Sehingga dapat disimpulkan bahwa Arsitektur Undip telah memelopori kegiatan Survala dalam perkembangan arsitektur di Indonesia. Pada 36 tahun kemudian, Arsitektur UI mengadakan kegiatan sejenis Survala pada tahun 2018 yang disebut Vernacular Architecture Documentation atau Vernadoc ke Muntok.

Menurut Prof. Totok, Survala masih bisa diupayakan penyelenggaraannya, misalnya sebagai bagian dari Summer Course yang telah dijalankan di Arsitektur Undip. “Obyek Survala bisa berwujud bangunan rumah berarsitektur lokal yang masih dilestarikan di beberapa desa wisata di Gunungpati, Semarang, atau fasad bangunan di Kota Lama.” ungkap Guru Besar bidang Teori & Sejarah Arsitektur itu.

Prof. Totok menambahkan saat ini mahasiswa arsitektur banyak yang meminati Green Architecture atau Eco Architecture dari Ken Yeang yang berkonsep Sustainable Design and Biophilia. “Prinsip penghematan energi dan material pada Green Architecture sebetulnya sudah diterapkan nenek moyang kita di Nusantara pada arsitektur rumah tradisionalnya.” jelasnya.

Selain itu, ia menjelaskan bahwa eksplorasi desain diperlukan untuk menghasilkan beberapa alternatif desain. Kemudian dapat dipilih desain terbaik yang fungsional, konstruktif, estetik yang inovatif dan kreatif, serta tanggap terhadap iklim tropis yang lembab. Perkembangan arsitektur yang sekarang sedang terjadi memberikan pengalaman kepada mahasiswa dalam hal detail kreatif.

“Jauh sebelumnya, eksplorasi di bidang struktur bangunan telah dilakukan Sunan Kalijaga ketika merancang Masjid Demak yang ukurannya jauh lebih besar dari Langgar Glagahwangi. Sunan Kalijaga berani mendirikan Saka Tatal yang bagian atasnya disambung dengan bongkahan-bongkahan kayu jati yang dirangkai setinggi 3 meter. Sunan Kalijaga telah melakukan Revolusi Konstruksi dengan mengeksplorasi desain arsitektur.” tuturnya.

Prof.

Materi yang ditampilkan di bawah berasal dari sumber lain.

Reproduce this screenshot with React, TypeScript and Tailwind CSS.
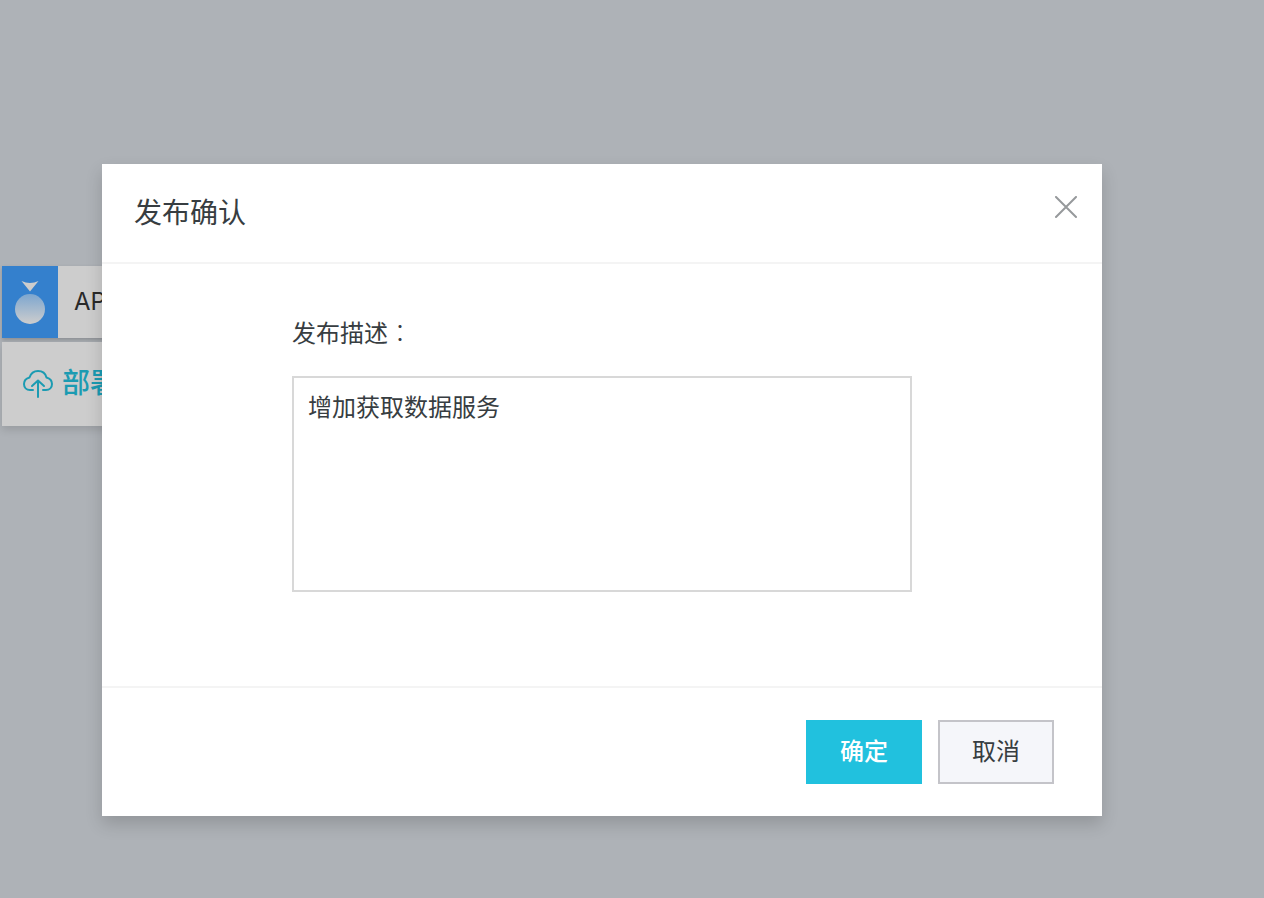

Totok menuturkan eksplorasi harus terus dilakukan untuk menghasilkan desain yang fungsional dan inovatif. Arsitektur Jengki sebagai hasil eksplorasi terhadap bangunan Jawa jenis Panggang Pe, adalah Arsitektur Modern asli Indonesia. Arsitektur Jengki harus dieksplorasi menjadi arsitektur baru. Mengkombinasikan ke-lokal-an dan ke-modern-an. Tidak hanya berhenti menjadi Arsitektur Neo-Jengki. Potensi lokal harus dilestarikan dan dikembangkan, agar tidak stagnan apalagi ditinggalkan. Kebanggaan pada arsitektur lokal harus terus dibina.

Berbasis pada pengembangan arsitektur lokal akan dapat menciptakan arsitektur yang tanggap terhadap bencana alam, seperti gempa dan rob karena air laut pasang. Namun, penelitian arsitektur di permukiman tepi pantai jarang dilakukan. “Sudah saatnya perlu ada eksplorasi di bidang konstruksi bangunan di daerah pantai untuk mengantisipasi pengaruh air laut pasang. Perlu edukasi kepada para pemilik rumah tentang arsitektur yang tanggap terhadap perubahan alam. Perlu kerja sama antara Departemen Arsitektur, Planologi dan Teknik Sipil, Sejarah dan Arkeologi, serta Ikatan Arsitek Indonesia Jawa Tengah.” jelas Prof. Totok.

Lebih lanjut Prof. Totok berharap mahasiswa arsitektur berani untuk mempertahankan ide desainnya dan juga harus eksploratif serta berani berinovasi. Selain itu, dokumentasi dan eksplorasi juga perlu dilakukan dalam kegiatan pendidikan, penelitian, dan pengabdian kepada masyarakat di Departemen Arsitektur Fakultas Teknik Undip. “Ke-lokal-an yang potensial haruslah dilestarikan dan diupayakan pengembangannya.” pungkasnya.